→ **AVAILABLE DATA**
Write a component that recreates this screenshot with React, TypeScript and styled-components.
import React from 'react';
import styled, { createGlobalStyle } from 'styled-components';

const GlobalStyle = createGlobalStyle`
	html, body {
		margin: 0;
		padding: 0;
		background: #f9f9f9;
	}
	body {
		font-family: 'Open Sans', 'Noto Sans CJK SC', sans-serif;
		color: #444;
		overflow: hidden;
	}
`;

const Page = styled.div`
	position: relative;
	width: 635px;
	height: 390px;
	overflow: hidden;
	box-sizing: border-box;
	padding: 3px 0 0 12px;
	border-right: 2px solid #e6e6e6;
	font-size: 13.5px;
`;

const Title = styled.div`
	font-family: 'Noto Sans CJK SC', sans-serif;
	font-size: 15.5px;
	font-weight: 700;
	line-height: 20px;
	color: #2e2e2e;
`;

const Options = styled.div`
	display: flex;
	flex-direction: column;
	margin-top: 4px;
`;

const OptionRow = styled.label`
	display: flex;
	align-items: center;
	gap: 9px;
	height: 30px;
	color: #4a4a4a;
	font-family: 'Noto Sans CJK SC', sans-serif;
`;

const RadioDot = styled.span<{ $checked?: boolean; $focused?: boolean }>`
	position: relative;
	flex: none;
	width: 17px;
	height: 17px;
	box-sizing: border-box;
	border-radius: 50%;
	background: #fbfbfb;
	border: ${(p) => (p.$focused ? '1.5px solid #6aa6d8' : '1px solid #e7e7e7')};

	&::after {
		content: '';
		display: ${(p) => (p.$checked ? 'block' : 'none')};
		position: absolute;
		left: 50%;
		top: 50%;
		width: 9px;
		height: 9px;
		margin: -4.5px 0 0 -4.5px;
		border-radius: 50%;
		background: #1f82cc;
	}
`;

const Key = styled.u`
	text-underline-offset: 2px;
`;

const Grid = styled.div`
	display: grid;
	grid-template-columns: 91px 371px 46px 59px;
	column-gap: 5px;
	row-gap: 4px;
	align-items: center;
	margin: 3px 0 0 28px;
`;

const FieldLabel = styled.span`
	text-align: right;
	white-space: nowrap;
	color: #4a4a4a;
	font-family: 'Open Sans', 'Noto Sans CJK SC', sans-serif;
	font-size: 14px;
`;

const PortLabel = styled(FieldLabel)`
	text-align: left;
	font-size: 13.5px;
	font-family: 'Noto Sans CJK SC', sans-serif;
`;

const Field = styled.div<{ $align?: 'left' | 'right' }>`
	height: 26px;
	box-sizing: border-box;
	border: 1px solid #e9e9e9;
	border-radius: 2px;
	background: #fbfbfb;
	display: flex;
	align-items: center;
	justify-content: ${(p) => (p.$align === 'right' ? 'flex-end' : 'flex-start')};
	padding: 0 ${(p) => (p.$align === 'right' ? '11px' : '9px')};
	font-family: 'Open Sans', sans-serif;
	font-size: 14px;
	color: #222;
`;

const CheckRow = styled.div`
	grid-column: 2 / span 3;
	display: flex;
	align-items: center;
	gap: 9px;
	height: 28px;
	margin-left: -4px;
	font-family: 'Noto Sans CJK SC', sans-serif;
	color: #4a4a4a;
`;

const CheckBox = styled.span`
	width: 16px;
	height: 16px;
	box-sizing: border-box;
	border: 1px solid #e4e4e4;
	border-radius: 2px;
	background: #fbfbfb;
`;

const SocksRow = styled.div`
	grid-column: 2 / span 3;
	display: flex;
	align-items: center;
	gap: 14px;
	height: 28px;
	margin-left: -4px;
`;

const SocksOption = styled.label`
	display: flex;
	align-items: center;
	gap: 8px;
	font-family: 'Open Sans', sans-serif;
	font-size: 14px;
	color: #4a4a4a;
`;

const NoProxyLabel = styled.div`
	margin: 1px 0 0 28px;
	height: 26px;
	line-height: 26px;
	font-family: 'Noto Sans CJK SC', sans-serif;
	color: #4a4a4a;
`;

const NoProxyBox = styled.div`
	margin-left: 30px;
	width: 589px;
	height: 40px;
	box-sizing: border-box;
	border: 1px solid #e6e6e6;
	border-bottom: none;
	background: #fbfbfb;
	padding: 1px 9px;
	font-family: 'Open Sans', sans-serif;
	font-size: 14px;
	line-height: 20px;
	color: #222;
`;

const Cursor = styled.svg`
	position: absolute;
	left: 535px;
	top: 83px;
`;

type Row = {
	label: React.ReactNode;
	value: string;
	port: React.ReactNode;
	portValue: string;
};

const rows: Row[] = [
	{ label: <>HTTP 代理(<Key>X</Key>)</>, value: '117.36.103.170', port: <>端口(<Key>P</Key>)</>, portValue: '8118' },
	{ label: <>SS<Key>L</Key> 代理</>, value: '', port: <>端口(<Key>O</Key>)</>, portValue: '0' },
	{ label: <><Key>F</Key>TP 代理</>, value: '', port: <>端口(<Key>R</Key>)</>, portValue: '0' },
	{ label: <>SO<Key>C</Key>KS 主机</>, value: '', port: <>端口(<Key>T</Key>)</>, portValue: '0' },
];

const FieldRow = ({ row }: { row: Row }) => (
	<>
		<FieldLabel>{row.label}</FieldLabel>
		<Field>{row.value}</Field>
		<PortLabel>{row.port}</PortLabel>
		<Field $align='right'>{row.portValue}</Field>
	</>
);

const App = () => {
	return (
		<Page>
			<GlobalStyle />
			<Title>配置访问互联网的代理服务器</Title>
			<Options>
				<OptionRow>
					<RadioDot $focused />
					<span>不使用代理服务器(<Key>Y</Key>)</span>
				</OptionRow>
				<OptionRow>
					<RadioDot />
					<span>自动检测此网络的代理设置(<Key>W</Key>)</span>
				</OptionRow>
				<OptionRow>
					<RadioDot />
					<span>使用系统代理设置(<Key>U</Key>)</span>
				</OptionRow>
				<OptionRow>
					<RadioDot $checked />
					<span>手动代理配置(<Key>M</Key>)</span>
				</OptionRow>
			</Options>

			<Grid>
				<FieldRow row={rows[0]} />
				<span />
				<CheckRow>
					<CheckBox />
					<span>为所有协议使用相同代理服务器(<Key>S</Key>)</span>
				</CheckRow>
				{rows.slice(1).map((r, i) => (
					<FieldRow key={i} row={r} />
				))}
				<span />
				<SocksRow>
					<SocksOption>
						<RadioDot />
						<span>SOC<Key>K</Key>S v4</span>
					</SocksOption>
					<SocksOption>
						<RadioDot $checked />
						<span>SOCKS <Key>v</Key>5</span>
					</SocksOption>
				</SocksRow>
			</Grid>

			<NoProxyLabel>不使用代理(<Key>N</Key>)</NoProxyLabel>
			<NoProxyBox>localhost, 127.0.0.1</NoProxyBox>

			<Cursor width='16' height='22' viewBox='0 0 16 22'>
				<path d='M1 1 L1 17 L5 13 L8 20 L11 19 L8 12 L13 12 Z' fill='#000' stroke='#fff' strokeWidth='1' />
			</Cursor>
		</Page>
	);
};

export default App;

→ **WHAT YOU HAVE TO DO**
State how many lines of the listing above hold the word "React", with nothing but the number.

→ **FINAL ANSWER**
4